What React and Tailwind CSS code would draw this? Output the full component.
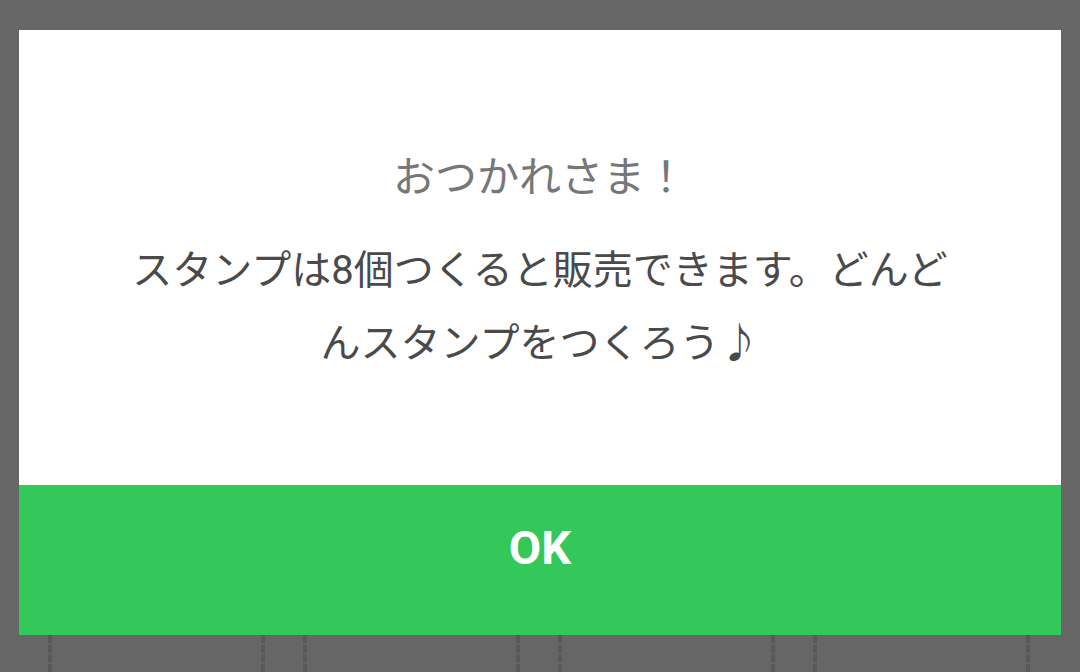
export default function App() {
  return (
    <div className="w-[1080px] h-[672px] overflow-hidden bg-[#666666] flex flex-col pt-[30px] font-['Roboto','Noto_Sans_CJK_JP',sans-serif]">
      {/* dialog */}
      <div className="mx-[19px] flex flex-col">
        <div className="h-[455px] bg-white flex flex-col items-center pt-[120px]">
          <p className="text-[42px] leading-[56px] text-[#777777]">おつかれさま！</p>
          <p className="mt-[28px] w-[830px] text-center text-[40px] leading-[73px] text-[#4a4a4a]">
            スタンプは8個つくると販売できます。どんどんスタンプをつくろう♪
          </p>
        </div>
        <button className="h-[150px] pb-[24px] bg-[#34c759] text-white text-[47px] font-bold flex items-center justify-center">
          OK
        </button>
      </div>

      {/* stamp slots peeking below the dialog */}
      <div className="flex-1 flex gap-[38px] pl-[48px] pr-[50px]">
        {[0, 1, 2, 3].map(i => (
          <div key={i} className="w-[217px] border-x-4 border-dashed border-[#595959]" />
        ))}
      </div>
    </div>
  );
}
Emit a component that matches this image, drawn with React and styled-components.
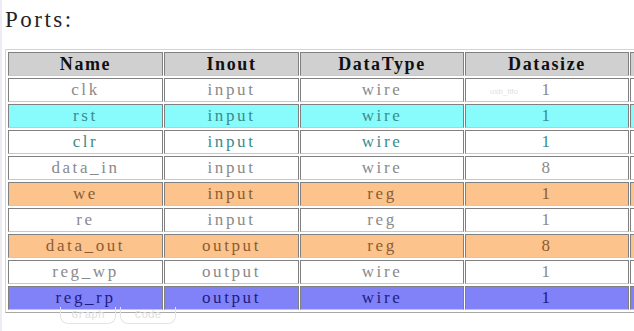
import React from 'react'
import styled, { createGlobalStyle } from 'styled-components'

const GlobalStyle = createGlobalStyle`
	html, body {
		margin: 0;
		padding: 0;
		background: #ffffff;
		overflow: hidden;
	}
	body {
		font-family: 'Liberation Serif', 'DejaVu Serif', serif;
	}
`

const Page = styled.div`
	position: relative;
	width: 634px;
	height: 331px;
	padding: 7px 0 0 5px;
	box-sizing: border-box;
	border-left: 2px solid #ececf2;
	overflow: hidden;
`

const Title = styled.h2`
	margin: 0 0 0 -2px;
	font-family: 'Liberation Serif', serif;
	font-weight: normal;
	font-size: 23px;
	line-height: 26px;
	color: #222222;
	letter-spacing: 2.5px;
`

const Ports = styled.table`
	margin-top: 16px;
	margin-left: -2px;
	border: 1px solid;
	border-color: #d4d4d4 #a8a8a8 #a8a8a8 #d4d4d4;
	border-collapse: separate;
	border-spacing: 1px 2px;
	padding: 0 1px;
	table-layout: fixed;
	width: 760px;
`

const Head = styled.th`
	height: 22px;
	padding: 0;
	background: #d0d0d0;
	border: 1px solid;
	border-color: #808080 #808080 #c8c8c8 #808080;
	font-family: 'Liberation Serif', serif;
	font-weight: bold;
	font-size: 18px;
	letter-spacing: 1.6px;
	color: #101010;
	text-align: center;
`

const Cell = styled.td`
	height: 22px;
	padding: 0;
	border: 1px solid;
	border-color: #808080 #808080 #c8c8c8 #808080;
	background: ${p => p.$bg};
	color: ${p => p.$fg};
	font-family: 'Liberation Serif', serif;
	font-size: 17px;
	letter-spacing: 2.6px;
	text-align: center;
	white-space: nowrap;
`

const Tabs = styled.div`
	display: flex;
	gap: 4px;
	margin: -6px 0 0 53px;
`

const GhostTab = styled.span`
	width: 54px;
	height: 16px;
	border: 1px solid #e4e4e4;
	border-top: none;
	border-radius: 0 0 8px 8px;
	font-family: 'Liberation Mono', monospace;
	font-size: 11px;
	line-height: 16px;
	color: #dedede;
	text-align: center;
`

const Ghost = styled.span`
	position: absolute;
	left: 488px;
	top: 87px;
	font-family: 'Liberation Sans', sans-serif;
	font-size: 8px;
	color: #e2e2e2;
`

const themes = {
	plain: { bg: '#ffffff', fg: '#8a8a8a' },
	teal: { bg: '#ffffff', fg: '#3a8c8c' },
	cyan: { bg: '#88fcfc', fg: '#3a8c8c' },
	orange: { bg: '#fcc48c', fg: '#8a5c34' },
	blue: { bg: '#8282f8', fg: '#1c1c84' },
}

const rows = [
	['clk', 'input', 'wire', '1', 'plain'],
	['rst', 'input', 'wire', '1', 'cyan'],
	['clr', 'input', 'wire', '1', 'teal'],
	['data_in', 'input', 'wire', '8', 'plain'],
	['we', 'input', 'reg', '1', 'orange'],
	['re', 'input', 'reg', '1', 'plain'],
	['data_out', 'output', 'reg', '8', 'orange'],
	['reg_wp', 'output', 'wire', '1', 'plain'],
	['reg_rp', 'output', 'wire', '1', 'blue'],
]

export default function App() {
	return (
		<>
			<GlobalStyle />
			<Page>
				<Title>Ports:</Title>
				<Ports>
					<colgroup>
						<col style={{ width: 155 }} />
						<col style={{ width: 135 }} />
						<col style={{ width: 164 }} />
						<col style={{ width: 164 }} />
						<col />
					</colgroup>
					<thead>
						<tr>
							<Head>Name</Head>
							<Head>Inout</Head>
							<Head>DataType</Head>
							<Head>Datasize</Head>
							<Head />
						</tr>
					</thead>
					<tbody>
						{rows.map(([name, inout, type, size, kind]) => {
							const t = themes[kind]
							return (
								<tr key={name}>
									<Cell $bg={t.bg} $fg={t.fg}>{name}</Cell>
									<Cell $bg={t.bg} $fg={t.fg}>{inout}</Cell>
									<Cell $bg={t.bg} $fg={t.fg}>{type}</Cell>
									<Cell $bg={t.bg} $fg={t.fg}>{size}</Cell>
									<Cell $bg={t.bg} $fg={t.fg} />
								</tr>
							)
						})}
					</tbody>
				</Ports>
				<Tabs>
					<GhostTab>Graph</GhostTab>
					<GhostTab>Code</GhostTab>
				</Tabs>
				<Ghost>usb_fifo</Ghost>
			</Page>
		</>
	)
}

#### WHAT THE EXERCISE ASKS:
Report the count of lines in the entries that contain the string "styled", and nothing besides it.

#### REPLY:
10